Why this is important: Effective programs support students’ holistic well-being, which means stimulating and developing the physical, social-emotional, and cognitive aspects of students’ development. Understanding social-emotional learning can ensure that tutors are equipped with the executive functioning skills necessary to be effective in supporting students. When tutors support each student, including students with learning and thinking differences, students build trust, strengthening the tutor-student relationship. Acknowledging that there are support systems, students are motivated, growing, and progressing to reach their goalsh

How this connects to Tutoring Elements: Supporting the whole child and social-emotional learning connects to the Instruction element. Effective programs recognize that student progress is accelerated when student's social-emotional needs are met.

Content- Specific

What this is: Content-specific training supports tutors in understanding the science behind how students learn the specific content area and supports them in building the skills to teach students the content area effectively.
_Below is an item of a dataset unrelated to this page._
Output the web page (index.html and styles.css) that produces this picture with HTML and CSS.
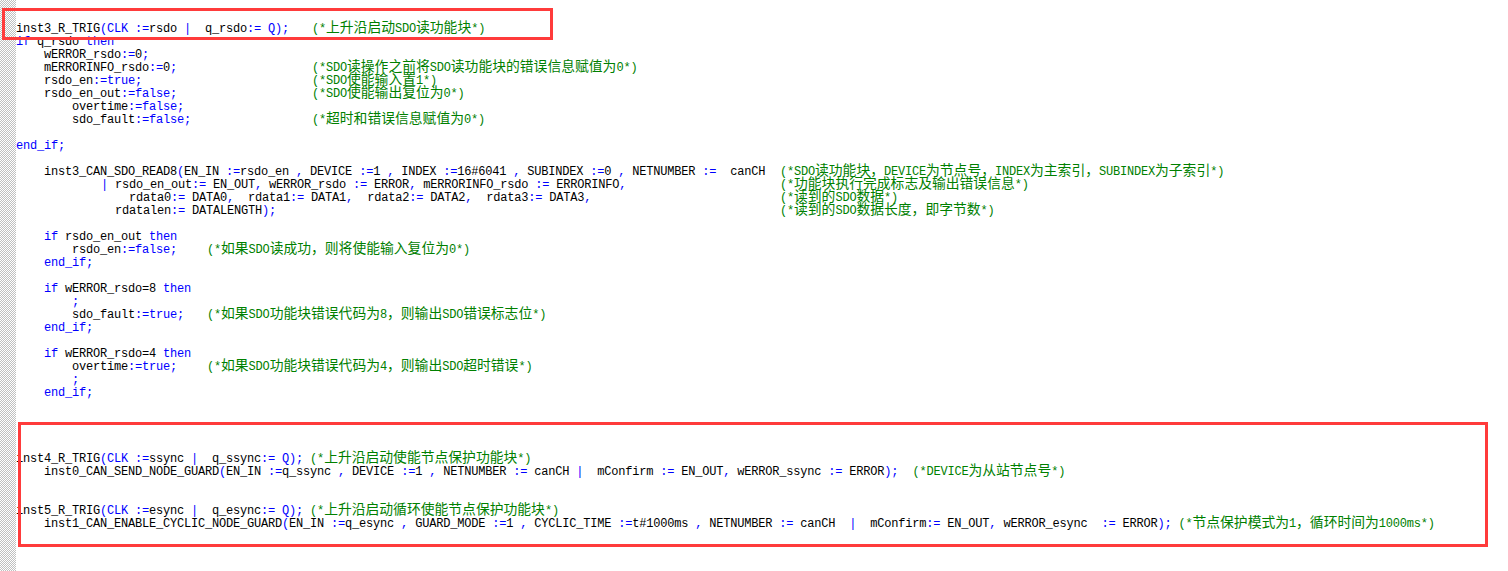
FILE: index.html
```html
<!DOCTYPE html>
<html lang="zh">
<head>
<meta charset="utf-8">
<title>ST code</title>
<link rel="stylesheet" href="styles.css">
</head>
<body>
<div class="editor">
<div class="gutter"></div>
<div class="code">
<div class="l"><span class="w296">inst3_R_TRIG<b>(CLK :=</b>rsdo <b>|</b>  q_rsdo<b>:= Q);</b></span><i>(*<u>上升沿启动</u>SDO<u>读功能块</u>*)</i></div>
<div class="l"><b>if</b> q_rsdo <b>then</b></div>
<div class="l in1">wERROR_rsdo<b>:=</b>0<b>;</b></div>
<div class="l in1"><span class="w268">mERRORINFO_rsdo<b>:=</b>0<b>;</b></span><i>(*SDO<u>读操作之前将</u>SDO<u>读功能块的错误信息赋值为</u>0*)</i></div>
<div class="l in1"><span class="w268">rsdo_en<b>:=true;</b></span><i>(*SDO<u>使能输入置</u>1*)</i></div>
<div class="l in1"><span class="w268">rsdo_en_out<b>:=false;</b></span><i>(*SDO<u>使能输出复位为</u>0*)</i></div>
<div class="l in2">overtime<b>:=false;</b></div>
<div class="l in2"><span class="w240">sdo_fault<b>:=false;</b></span><i>(*<u>超时和错误信息赋值为</u>0*)</i></div>
<div class="l"> </div>
<div class="l"><b>end_if;</b></div>
<div class="l"> </div>
<div class="l in1"><span class="w736">inst3_CAN_SDO_READ8<b>(</b>EN_IN <b>:=</b>rsdo_en <b>,</b> DEVICE <b>:=</b>1 <b>,</b> INDEX <b>:=</b>16#6041 <b>,</b> SUBINDEX <b>:=</b>0 <b>,</b> NETNUMBER <b>:=</b>  canCH</span><i>(*SDO<u>读功能块，</u>DEVICE<u>为节点号，</u>INDEX<u>为主索引，</u>SUBINDEX<u>为子索引</u>*)</i></div>
<div class="l in3"><span class="w695"><b>|</b> rsdo_en_out<b>:=</b> EN_OUT<b>,</b> wERROR_rsdo <b>:=</b> ERROR<b>,</b> mERRORINFO_rsdo <b>:=</b> ERRORINFO<b>,</b></span><i>(*<u>功能块执行完成标志及输出错误信息</u>*)</i></div>
<div class="l in5"><span class="w651">rdata0<b>:=</b> DATA0<b>,</b>  rdata1<b>:=</b> DATA1<b>,</b>  rdata2<b>:=</b> DATA2<b>,</b>  rdata3<b>:=</b> DATA3<b>,</b></span><i>(*<u>读到的</u>SDO<u>数据</u>*)</i></div>
<div class="l in4"><span class="w665">rdatalen<b>:=</b> DATALENGTH<b>);</b></span><i>(*<u>读到的</u>SDO<u>数据长度，即字节数</u>*)</i></div>
<div class="l"> </div>
<div class="l in1"><b>if</b> rsdo_en_out <b>then</b></div>
<div class="l in2"><span class="w135">rsdo_en<b>:=false;</b></span><i>(*<u>如果</u>SDO<u>读成功，则将使能输入复位为</u>0*)</i></div>
<div class="l in1"><b>end_if;</b></div>
<div class="l"> </div>
<div class="l in1"><b>if</b> wERROR_rsdo=8 <b>then</b></div>
<div class="l in2"><b>;</b></div>
<div class="l in2"><span class="w135">sdo_fault<b>:=true;</b></span><i>(*<u>如果</u>SDO<u>功能块错误代码为</u>8<u>，则输出</u>SDO<u>错误标志位</u>*)</i></div>
<div class="l in1"><b>end_if;</b></div>
<div class="l"> </div>
<div class="l in1"><b>if</b> wERROR_rsdo=4 <b>then</b></div>
<div class="l in2"><span class="w135">overtime<b>:=true;</b></span><i>(*<u>如果</u>SDO<u>功能块错误代码为</u>4<u>，则输出</u>SDO<u>超时错误</u>*)</i></div>
<div class="l in2"><b>;</b></div>
<div class="l in1"><b>end_if;</b></div>
<div class="l"> </div>
<div class="l"> </div>
<div class="l"> </div>
<div class="l"> </div>
<div class="l">inst4_R_TRIG<b>(CLK :=</b>ssync <b>|</b>  q_ssync<b>:= Q);</b> <i>(*<u>上升沿启动使能节点保护功能块</u>*)</i></div>
<div class="l in1">inst0_CAN_SEND_NODE_GUARD<b>(</b>EN_IN <b>:=</b>q_ssync <b>,</b> DEVICE <b>:=</b>1 <b>,</b> NETNUMBER <b>:=</b> canCH <b>|</b>  mConfirm <b>:=</b> EN_OUT<b>,</b> wERROR_ssync <b>:=</b> ERROR<b>);</b>  <i>(*DEVICE<u>为从站节点号</u>*)</i></div>
<div class="l"> </div>
<div class="l"> </div>
<div class="l">inst5_R_TRIG<b>(CLK :=</b>esync <b>|</b>  q_esync<b>:= Q);</b> <i>(*<u>上升沿启动循环使能节点保护功能块</u>*)</i></div>
<div class="l in1">inst1_CAN_ENABLE_CYCLIC_NODE_GUARD<b>(</b>EN_IN <b>:=</b>q_esync <b>,</b> GUARD_MODE <b>:=</b>1 <b>,</b> CYCLIC_TIME <b>:=</b>t#1000ms <b>,</b> NETNUMBER <b>:=</b> canCH  <b>|</b>  mConfirm<b>:=</b> EN_OUT<b>,</b> wERROR_esync  <b>:=</b> ERROR<b>);</b> <i>(*<u>节点保护模式为</u>1<u>，循环时间为</u>1000ms*)</i></div>
</div>
<div class="mark mark-top"></div>
<div class="mark mark-bottom"></div>
</div>
</body>
</html>
```

FILE: styles.css
```css
html, body { margin: 0; padding: 0; background: #fff; overflow: hidden; }
.editor { position: relative; display: flex; height: 571px; overflow: hidden; }
.gutter {
  flex: 0 0 16px;
  background-color: #fff;
  background-image: conic-gradient(#c0c0c0 25%, #fff 0 50%, #c0c0c0 0 75%, #fff 0);
  background-size: 2px 2px;
}
.code {
  flex: 1;
  padding-top: 23px;
  font: 12px/13.03px "Liberation Mono", "Noto Sans CJK SC", monospace;
  letter-spacing: -0.2px;
  color: #000;
}
.l { height: 13.03px; white-space: pre; }
b { font-weight: normal; color: #00f; }
i { font-style: normal; color: #008000; }
u { text-decoration: none; font-size: 13.8px; letter-spacing: 0; font-family: "Noto Sans CJK SC", sans-serif; line-height: 0; }
.in1 { padding-left: 28px; }
.in2 { padding-left: 56px; }
.in3 { padding-left: 85px; }
.in4 { padding-left: 99px; }
.in5 { padding-left: 113px; }
.l span { display: inline-block; }
.w135 { width: 135px; }
.w240 { width: 240px; }
.w268 { width: 268px; }
.w296 { width: 296px; }
.w651 { width: 651px; }
.w665 { width: 665px; }
.w695 { width: 679px; }
.w736 { width: 736px; }
.mark { position: absolute; border: 3px solid #ff3b3b; box-sizing: border-box; }
.mark-top { left: 2px; top: 8px; width: 551px; height: 32px; }
.mark-bottom { left: 18px; top: 422px; width: 1470px; height: 125px; }
```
Why this is important: Effective programs build tutors’ understanding of the most effective practices for the content area and why they are effective. Building this rationale will support tutor investment in effectively implementing practices and routines learned in training. Training in this area includes supporting tutors with best practices in explaining concepts, and how to identify students’ misconceptions and proactively plan to address those. Pre-service training should introduce any specialized content knowledge or skills unique to your program (e.g., some literacy programs must teach tutors the science around how young children learn to read).

How this connects to Tutoring Elements: Content-specific training connects to the Instruction element. High-impact tutoring programs ensure tutors have an appropriate level of expertise in their content area to meet the varying needs of students.